CODEWITHSUNDEEP
algorithmdynamic-programming
Clay
Clay

Reputation: 2999

Abstract the "stair climbing" algorithm to allow user input of allowed step increment

After looking at the common stair climbing problem, I started to wonder if this could be abstracted to a function that allows for the entry of both number of stairs and the max increment steps allowed as parameters.

I would like to be able to write a function with this signature. If max_step_increment is 4, that means the stair-climber could takes steps of 1, 2, 3, or 4 at a time.

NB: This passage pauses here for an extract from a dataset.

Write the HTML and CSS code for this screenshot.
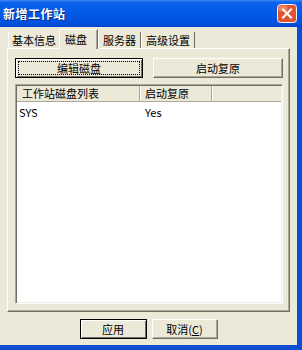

def stair_paths(num_steps, max_step_increment):
    ...
    return answer

I would call this function like stair_paths(10, 4).

Upvotes: 1

Views: 223

Answers (2)

gknicker
gknicker

Reputation: 5569

Solved in Java. This would be more elegant if your method declaration were:

    int stairPaths(int numSteps, int maxStepIncrement)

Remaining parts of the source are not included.